Ludzie na całym świecie od tysięcy lat wyczekują na nadejście Mesjasza, studiują święte księgi, odprawiają obrzędy religijne i wznoszą modły do Boga. Zajmują się rzeczami wielkimi i wzniosłymi, zapominając o tych całkiem przyziemnych i nie zwracają uwagi na zwykłego, prostego, szarego człowieka. Jednym z takich ludzi był Ben Zion Avrohom- mieszkaniec Bronxu pracujący za niewielkie pieniądze jako stróż na budowie, osoba z tajemniczą przeszłością i bagażem doświadczeń, samotnik bez rodziny spędzający swój wolny czas z grą video lub w barze z prostytutkami. Jego życie nie było usiane różami. Już w dzieciństwie został znienawidzony przez swojego ojca i brata, którzy nie potrafili poradzić sobie z jego odmiennością. Przełom w życiu Bena nastąpił w momencie tragicznego wypadku jaki zdarzył się na placu budowy, gdzie pełnił akurat swoją wachtę w stróżówce. Z dużej wysokości w niewyjaśniony sposób spadła na niego ogromna szklana szyba, powodując ogromne obrażenia, których żaden normalny człowiek nie byłby w stanie przeżyć… żaden normalny człowiek, ale Ben z pewnością do takich nie należał. Gdy leżał w szpitalu przemówił do niego Bóg i pokazał mu świat jakiego dotąd nie znał. Świat stojący u progu apokalipsy… Stwórca nie pozostawił jednak ludzkości samej, dał jej Bena- Mesjasza.

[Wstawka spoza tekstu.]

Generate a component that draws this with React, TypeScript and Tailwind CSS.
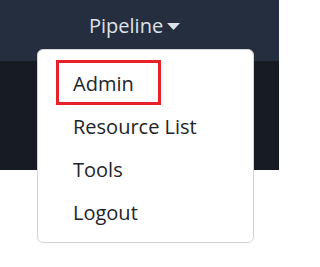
import React from 'react';

const items = ['Resource List', 'Tools', 'Logout'];

const App: React.FC = () => {
    return (
        <div className="relative w-[279px] h-[267px] overflow-hidden bg-white" style={{ fontFamily: '"Open Sans", "Noto Sans", sans-serif' }}>
            <div className="h-[61px] bg-[#252e3e] flex pl-[89px] pt-[10px]">
                <div className="flex items-center h-[32px] text-[20px] text-[#dde2e8]">
                    <span>Pipeline</span>
                    <svg width="13" height="7" viewBox="0 0 13 7" className="ml-[4px] shrink-0">
                        <polygon points="0,0 13,0 6.5,7" fill="#dde2e8" />
                    </svg>
                </div>
            </div>
            <div className="h-[109px] bg-[#171c24]" />

            <div className="absolute left-[37px] top-[49px] w-[217px] h-[194px] bg-white border border-[#d4d4d4] rounded-[6px] pt-[10px] text-[20px] text-[#212529]">
                <div className="ml-[18px] w-[105px] h-[45px] border-[3px] border-[#e8202a] flex items-center pl-[14px] pt-[2px]">
                    Admin
                </div>
                {items.map((label) => (
                    <div key={label} className="h-[43px] flex items-center pl-[35px]">
                        {label}
                    </div>
                ))}
            </div>
        </div>
    );
};

export default App;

„Życie, nie śmierć, jest wielką tajemnicą, z którą musisz się zmierzyć.”
Książka szokuje, zaskakuje, wywołuje wiele sprzecznych emocji. Sprawia, że nabieramy całkowicie innego spojrzenia na otaczający nas świat i naszą wiarę. Wciąga już od pierwszych stron i hipnotyzuje swoją odmiennością. Daje nam wiele powodów do przemyśleń i jednocześnie zatapia w swojej owianej tajemniczością aurze.
Moje początkowe podejście do tej powieści było bardzo sceptyczne i dość dużo czasu minęło zanim zabrałem się z pełnym przekonaniem za lekturę „Ostatniego testamentu”. Pierwszym zaskoczeniem był fakt, że w książce wszystkie wypowiedzi Bena zostały napisane kolorem czerwonym. Taki mały szczegół, a jednak ma znaczenie. Drugim natomiast nazwy rozdziałów, ponieważ każdy kolejny zatytułowany był imieniem innej osoby. Autor stworzył powieść w ten sposób, że poszczególne jej części opisywały życie współczesnego Mesjasza z perspektywy wielu różnych postaci, które ten spotykał na swojej życiowej drodze. Już sam fakt tych rzeczy zmotywował mnie do zagłębienia się w „Ostatnim testamencie”.
Książkę tę czyta się lekko i szybko. Język jakim posługuje się Frey nie męczy czytelnika, a jedynie zachęca do pochłaniania kolejnych rozdziałów dzieła. Akcja momentami może wydawać się dość mało dynamiczna, ale nie możemy zapominać, że „Ostatni testament” to nie horror ani sensacja tylko powieść obyczajowa ukazująca życie niezwykłego człowieka. Przechodząc przez poszczególne strony dzieła Freya poznajemy całą gamę bohaterów. Każdy z nich jest inny i jedyny w swoim rodzaju. Niektórych zapewne znienawidzicie już po waszym pierwszym spotkaniu, inni natomiast was zachwycą i sprawią, że obdarzycie ich głębokim uczuciem, a jeszcze inni nie pozostawią w waszej duszy żadnego śladu swojej obecności.
Jeśli macie ochotę na dobrą książkę, której tematyka odbiega od tych które zwykle czytacie to sięgnijcie po „Ostatni testament”. Powieść ta zmieni wasz sposób myślenia. Zrani. Przerazi. Rozwścieczy. Dotknie i otworzy oczy.
„W prawdziwej miłości chodzi tylko o to, jak się czujesz kochając. Jeśli czujesz się dobrze, rób to dalej, wszystko jedno, co pomyślą inni.”